Damaged instrument foil (the plastic sheet with the copper circuit tracks on it)

Or a loose connector.
#164070 by vaux16v
Fri Sep 22, 2017 12:37 pm
Now as you say that ther was a repair on the instrument foil but seems ok.

Its just wen something has been switched on. Im probably not right in saying that they flicker, they more just dim the slightest bit. Maybe thats just the way it is.
#164085 by Robsey
Fri Sep 22, 2017 11:18 pm
Hmm - maybe.

I would still say check earth tags.
also your car battery for overall charge and it's condition and the battery cables for being clean and securely fitted.

If it is a high power item such as heated rear window demister, blower fan on high or your stereo kicking out some serious decibels that affects the illumination, then that should be normal.

But most items should not affect illumination if they are well earthed and the battery is in good condition.
#164171 by vaux16v
Thu Sep 28, 2017 10:18 pm
Was just looking at the battery of the car a think it mite be a bit small. Its a brand new battery.

Wud this dim the lights a bit.

Its says on the battery 12v , 50ah , 450h.
#164172 by Robsey
Thu Sep 28, 2017 10:49 pm
It should be an "063" battery.

It sounds like a normal battery.

If you want more oomph, then you'd fit an "065", which is the heavier duty version often used for diesels due to the current drain from glow-plugs.

A better indication is checking the voltage from the battery with the engine off and with the engine running.

Normal battery voltage should be 12.5 to 13 volts with the engine off.
And 13.5 to 14.9 with the engine running.

If the voltage is low at rest, then the battery may be getting weak.

If the voltage is low when the engine is running, then there may be an issue with the alternator.

Although both can be affected by dirty, loose or corroded battery terminals or connectors.
#164173 by vaux16v
Thu Sep 28, 2017 11:05 pm
Checked the battery last week and it was doing what you said there.

The battery is very small looking as well. Might try a heavier battery and one that fits the battery tray a bit better.

Going to put dash back in hopefully Saturday. Alot of patience will be needed.
#164177 by Cavalier342
Fri Sep 29, 2017 11:11 am
Definitely try a bigger battery, as Robsey said. Even a good second hand battery from a scrapyard, I bought a Bosch 065 I think, for my old auto years ago from a scrapyard down the road for £20, my mate still has it in his hatchback to this day and it's working well.

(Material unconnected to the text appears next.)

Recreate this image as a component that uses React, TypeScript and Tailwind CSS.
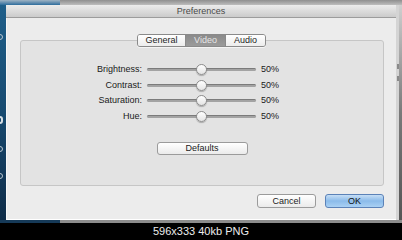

Small under-powered batteries can cause issues when running electrical equipment, always go for biggest is best.
#164319 by vaux16v
Sun Oct 15, 2017 2:11 am
Just n update on the wiring and it ain't good.

So took dash out check everything which i have learnt alot about, thanks to this forum i have fixed problems that i didnt even know that was a problem.

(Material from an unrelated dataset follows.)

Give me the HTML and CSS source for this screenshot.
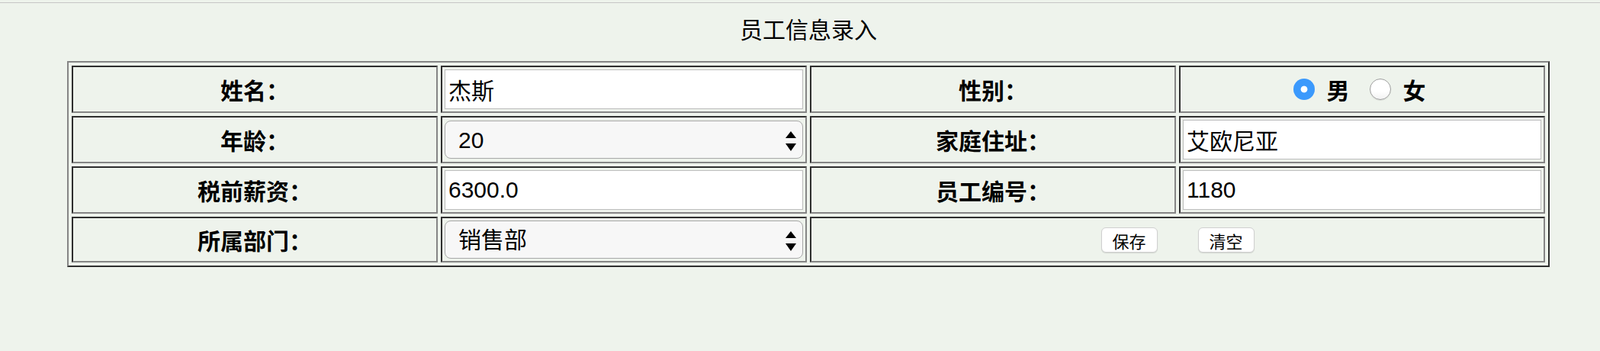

Plugged every thing in and checked through every stage of building the dash back together and everything was good until the last.

Back to square one but now turn anything electrical on i.e. light switch, fan switch or even the touching the brake pad, seems to turn to be the fuel pump.

Mite re wire the loom of the car.
#164320 by Robsey
Sun Oct 15, 2017 12:06 pm
Is fuse 11 okay.
That is the fuel injection and pump side of things.

Maybe need to check the wiring between there and the connector below the engine ecu.
You can't miss it as it is the only proper relay in the footwell.

If turning something else on pulls the power from the pump relay, it either has to be a bad earth or another dodgey wire.
#164321 by Robsey
Sun Oct 15, 2017 12:21 pm
Wiring is a bit messy on Cavaliers.

There are two red wires from the battery direct to the fuel pump relay.
A 4mm csa wire and a 0.75mm csa wire.
This is wired within the main engine injection ECU loom.

A separate wire comes in from the Engine ECU loom.
A blue-red wire in a small square connector below the ECU.
this goes then goes upto fuse 11

Then across the back of the entire dash and down to the passenger footwell to connector X6. (Pin 17)

Then from there back to the fuel pump.

Hope that helps.


I would be tempted to run a 1.5mm csa wire direct from fuse 11 to the fuel pump connector.
And then try a fresh earth wire from the pump to the chassis.
#164339 by vaux16v
Tue Oct 17, 2017 1:58 pm
I must try this tho have a few things to try first. Simple things like I mite have put a screw through the dash and maybe has caught a wire plus i done a bit of soldering which miten be that hot. It only happen after the soldering was done.
#164363 by vaux16v
Thu Oct 19, 2017 9:16 pm
Is the wiring loom in behind the dash on all cavalier models the same.
#164369 by Robsey
Thu Oct 19, 2017 10:54 pm
There are some minor differences dependent upon -
Fuel type - petrol / diesel.
With or without air-con.
Wirh or without check- control.
Model Year - 88/89, 90/91 and 92 onward.
And Trim Level - Classic, Envoy, Expression, L/LS, GL/GLS, CD/CDX, SRi, GSi, Diplomat, Turbo and so on.

The most common is probably the 92 onward LS spec.
The higher the spec, the more toys can be fitted in the car without modifications to the wiring.